** BEGIN **

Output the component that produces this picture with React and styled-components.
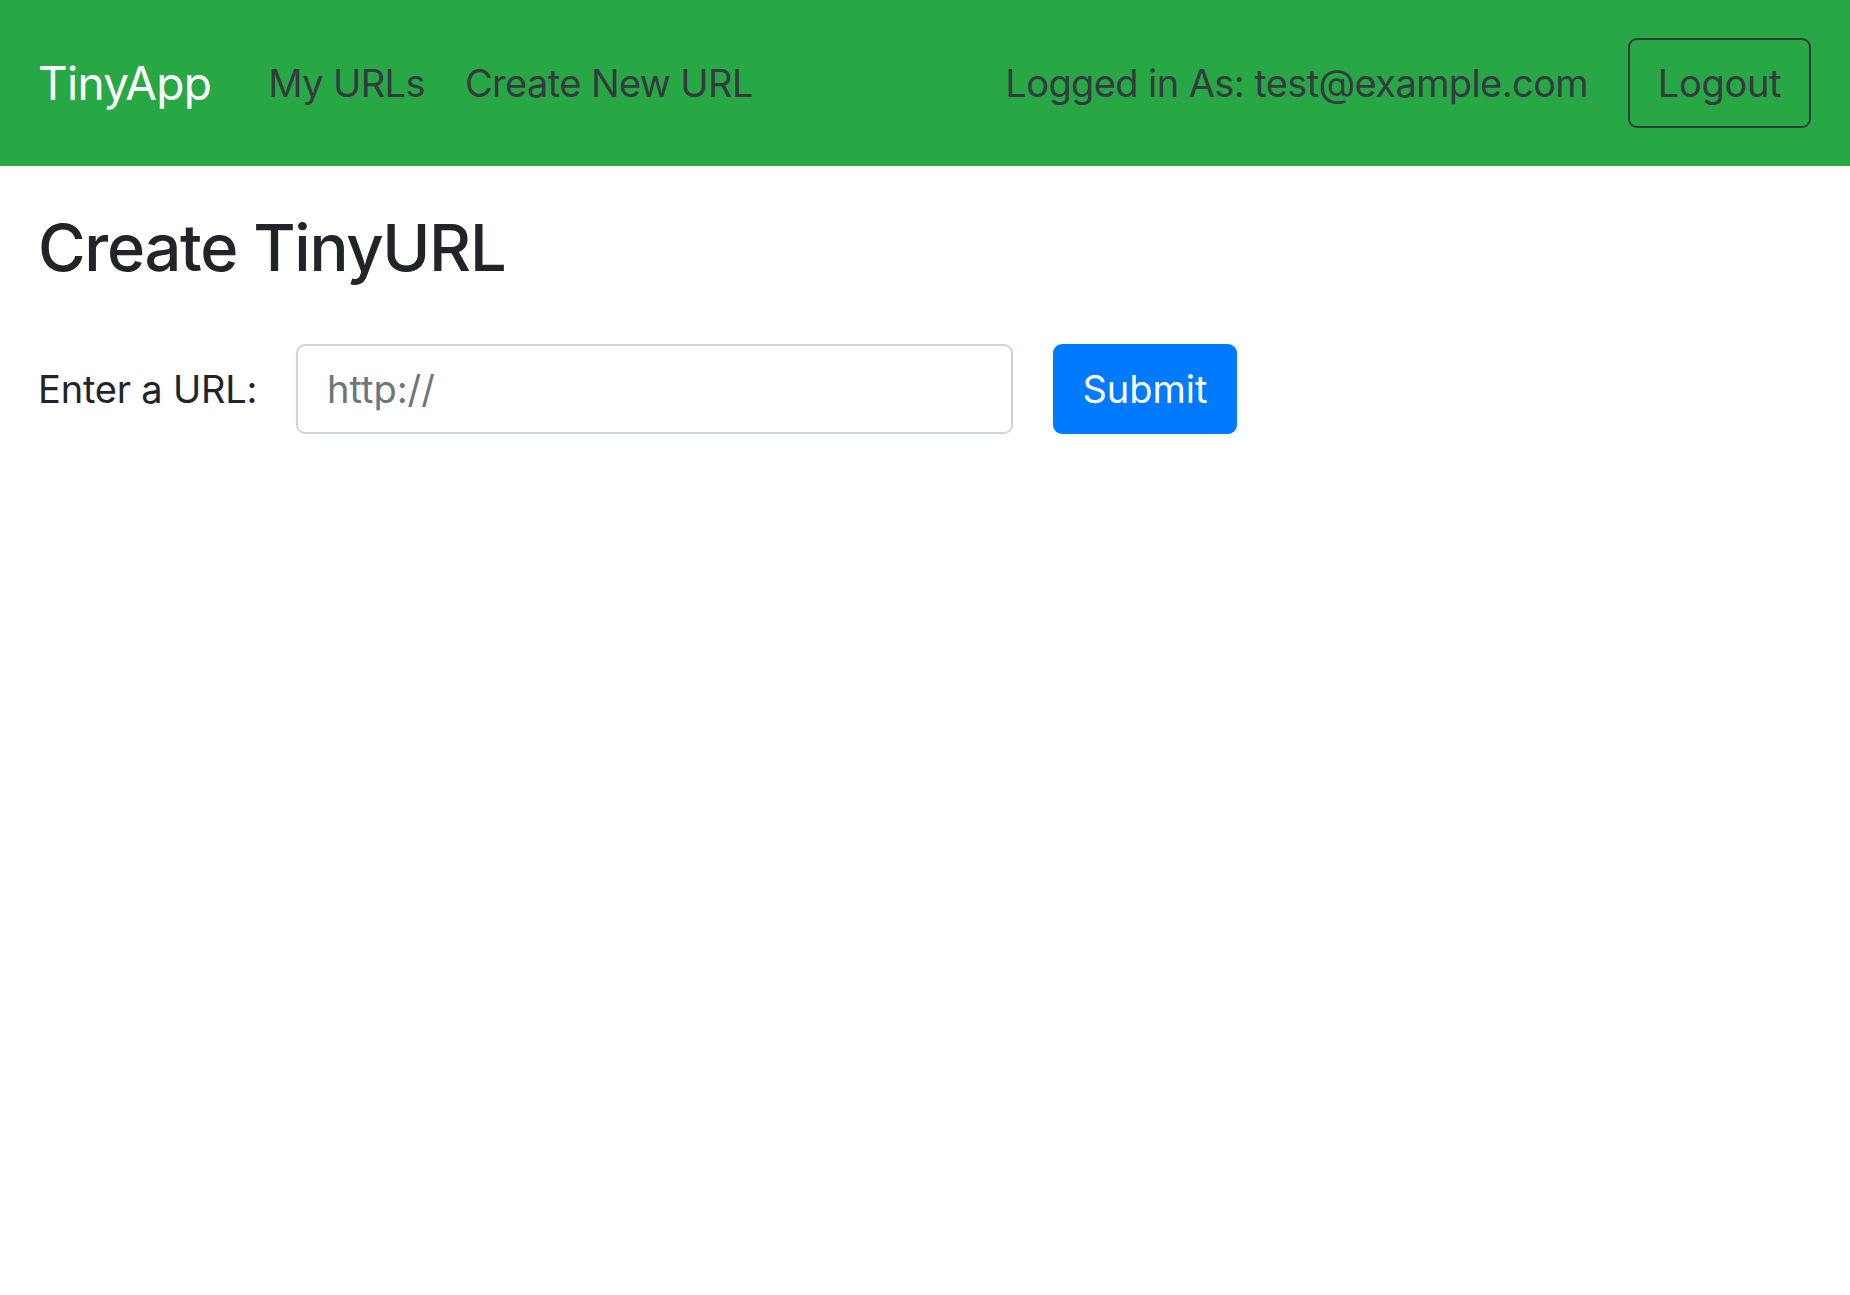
import React from "react";
import styled, { createGlobalStyle } from "styled-components";

const Global = createGlobalStyle`
  html, body { margin: 0; padding: 0; background: #fff; }
  body { font-family: Inter, "Noto Sans", sans-serif; color: #212529; }
  * { box-sizing: border-box; }
`;

const Navbar = styled.nav`
  height: 166px;
  background: #28a745;
  display: flex;
  align-items: center;
  padding: 0 39px 0 38px;
`;

const Brand = styled.a`
  color: #fff;
  font-size: 46px;
  letter-spacing: -0.7px;
  line-height: 1;
  text-decoration: none;
  margin-right: 57px;
`;

const NavLinks = styled.div`
  display: flex;
  align-items: center;
  gap: 40px;
`;

const NavLink = styled.a`
  color: #343a40;
  font-size: 38px;
  letter-spacing: -0.6px;
  text-decoration: none;
  line-height: 1.5;
`;

const RightGroup = styled.div`
  margin-left: auto;
  display: flex;
  align-items: center;
  gap: 40px;
`;

const UserText = styled.span`
  color: #343a40;
  font-size: 38px;
  letter-spacing: -0.6px;
  line-height: 1.5;
`;

const OutlineButton = styled.button`
  width: 183px;
  height: 90px;
  background: transparent;
  border: 2px solid #343a40;
  border-radius: 9px;
  color: #343a40;
  font-family: inherit;
  font-size: 38px;
  letter-spacing: -0.3px;
  padding: 0;
  display: flex;
  align-items: center;
  justify-content: center;
`;

const Main = styled.main`
  padding: 43px 40px 0 38px;
`;

const Title = styled.h1`
  margin: 0;
  font-size: 65px;
  letter-spacing: -1.3px;
  font-weight: 500;
  line-height: 1.2;
  color: #212529;
`;

const Form = styled.form`
  margin-top: 57px;
  display: flex;
  align-items: center;
`;

const Label = styled.label`
  font-size: 38px;
  letter-spacing: -0.2px;
  line-height: 1.5;
  color: #212529;
  width: 258px;
`;

const Input = styled.input`
  width: 717px;
  height: 90px;
  border: 2px solid #ced4da;
  border-radius: 9px;
  padding: 0 29px;
  font-family: inherit;
  font-size: 38px;
  color: #495057;
  outline: none;
  &::placeholder { color: #6c757d; }
`;

const PrimaryButton = styled.button`
  margin-left: 40px;
  width: 184px;
  height: 90px;
  background: #007bff;
  border: none;
  border-radius: 9px;
  color: #fff;
  font-family: inherit;
  font-size: 38px;
  padding: 0;
`;

export default function App() {
  return (
    <>
      <Global />
      <Navbar>
        <Brand href="#">TinyApp</Brand>
        <NavLinks>
          <NavLink href="#">My URLs</NavLink>
          <NavLink href="#">Create New URL</NavLink>
        </NavLinks>
        <RightGroup>
          <UserText>Logged in As: test@example.com</UserText>
          <OutlineButton type="button">Logout</OutlineButton>
        </RightGroup>
      </Navbar>
      <Main>
        <Title>Create TinyURL</Title>
        <Form onSubmit={(e) => e.preventDefault()}>
          <Label htmlFor="longURL">Enter a URL:</Label>
          <Input id="longURL" type="text" placeholder="http://" />
          <PrimaryButton type="submit">Submit</PrimaryButton>
        </Form>
      </Main>
    </>
  );
}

** END **

● **Your task**
Quote the material word for word, dropping any images it holds.

● **Output for this exercise**
Output the component that produces this picture with React and styled-components.
import React from "react";
import styled, { createGlobalStyle } from "styled-components";

const Global = createGlobalStyle`
  html, body { margin: 0; padding: 0; background: #fff; }
  body { font-family: Inter, "Noto Sans", sans-serif; color: #212529; }
  * { box-sizing: border-box; }
`;

const Navbar = styled.nav`
  height: 166px;
  background: #28a745;
  display: flex;
  align-items: center;
  padding: 0 39px 0 38px;
`;

const Brand = styled.a`
  color: #fff;
  font-size: 46px;
  letter-spacing: -0.7px;
  line-height: 1;
  text-decoration: none;
  margin-right: 57px;
`;

const NavLinks = styled.div`
  display: flex;
  align-items: center;
  gap: 40px;
`;

const NavLink = styled.a`
  color: #343a40;
  font-size: 38px;
  letter-spacing: -0.6px;
  text-decoration: none;
  line-height: 1.5;
`;

const RightGroup = styled.div`
  margin-left: auto;
  display: flex;
  align-items: center;
  gap: 40px;
`;

const UserText = styled.span`
  color: #343a40;
  font-size: 38px;
  letter-spacing: -0.6px;
  line-height: 1.5;
`;

const OutlineButton = styled.button`
  width: 183px;
  height: 90px;
  background: transparent;
  border: 2px solid #343a40;
  border-radius: 9px;
  color: #343a40;
  font-family: inherit;
  font-size: 38px;
  letter-spacing: -0.3px;
  padding: 0;
  display: flex;
  align-items: center;
  justify-content: center;
`;

const Main = styled.main`
  padding: 43px 40px 0 38px;
`;

const Title = styled.h1`
  margin: 0;
  font-size: 65px;
  letter-spacing: -1.3px;
  font-weight: 500;
  line-height: 1.2;
  color: #212529;
`;

const Form = styled.form`
  margin-top: 57px;
  display: flex;
  align-items: center;
`;

const Label = styled.label`
  font-size: 38px;
  letter-spacing: -0.2px;
  line-height: 1.5;
  color: #212529;
  width: 258px;
`;

const Input = styled.input`
  width: 717px;
  height: 90px;
  border: 2px solid #ced4da;
  border-radius: 9px;
  padding: 0 29px;
  font-family: inherit;
  font-size: 38px;
  color: #495057;
  outline: none;
  &::placeholder { color: #6c757d; }
`;

const PrimaryButton = styled.button`
  margin-left: 40px;
  width: 184px;
  height: 90px;
  background: #007bff;
  border: none;
  border-radius: 9px;
  color: #fff;
  font-family: inherit;
  font-size: 38px;
  padding: 0;
`;

export default function App() {
  return (
    <>
      <Global />
      <Navbar>
        <Brand href="#">TinyApp</Brand>
        <NavLinks>
          <NavLink href="#">My URLs</NavLink>
          <NavLink href="#">Create New URL</NavLink>
        </NavLinks>
        <RightGroup>
          <UserText>Logged in As: test@example.com</UserText>
          <OutlineButton type="button">Logout</OutlineButton>
        </RightGroup>
      </Navbar>
      <Main>
        <Title>Create TinyURL</Title>
        <Form onSubmit={(e) => e.preventDefault()}>
          <Label htmlFor="longURL">Enter a URL:</Label>
          <Input id="longURL" type="text" placeholder="http://" />
          <PrimaryButton type="submit">Submit</PrimaryButton>
        </Form>
      </Main>
    </>
  );
}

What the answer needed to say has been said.